Memang, Kerajaan Sumenep tak berdiri sendiri. Sejak awal berdiri, Arya Wiraraja sebagai Adipati Raja Kertanegara di Kerajaan Singhasari. Lebih kurang 24 tahun Arya Wiraraja memerintah sebagai Adipati Sumenep (1269-1293).
Lalu berganti pada Kerajaan Majapahit. Sebuah kerajaan yang berkuasa sejak 1293 sampai 1500 M. Sejarah mencatat, proses berdirinya Kerajaan Majapahit tidak lepas dari campur tangan Aria Wiraraja melalui strategi politik yang sangat brilian.
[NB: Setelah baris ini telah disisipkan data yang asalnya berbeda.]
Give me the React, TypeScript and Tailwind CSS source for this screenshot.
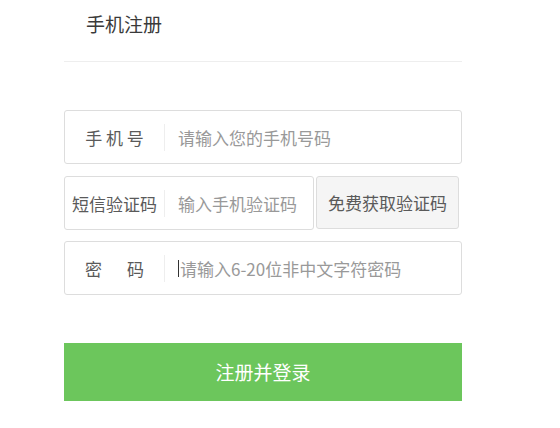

Dari alur sejarah ini jelas keberadaan Kerajaan Sumenep sepeninggal Arya Wiraraja. Bagaimana bisa, para peneliti sejarah luput mencari refrensi kehidupan para Raja Sumenep. Padahal kerajaan Sumenep menjadi bagian wilayaan kekuasaan Kerajaan Majapahit yang berkuasa selama 200 tahun lebih (1293 sampai 1500 M).
Kerajaan Majapahit runtuh, Kerajaan Sumenep di bawah Kesultanan Demak yang berdiri sejak 1475-1554 M, menguasai wilayah Kadipaten Sumenep. Kemudian Kerajaan Sumenep beralih di bawah pengawasan langsung Kesultanan Mataram 1588-1681 M.
Pada tahun 1705 M, akibat perjanjian Mataram dengan VOC, wilayah Kadipaten Sumenep berada dalam kekuasaan penuh Pemerintahan Kolonial.
Rentetan sejarah yang belum lengkap dari awal Kerajaan Sumenep berdiri yang dipimpin Arya Wiraraja, 1269M. Hingga Raja terakhir, Sultan Abdurrahman pada tahun 1854, sebelum menjadi sistem pemerintahan Kadipaten Sumenep, menjadi pertanyaan besar. Sekaligus PR bagi bupati saat ini dan seterusnya.
Bukankah, Sumenep satu-satunya kabupaten di Jawa Timur yang masih lestari keraton peninggalan Kerajaan?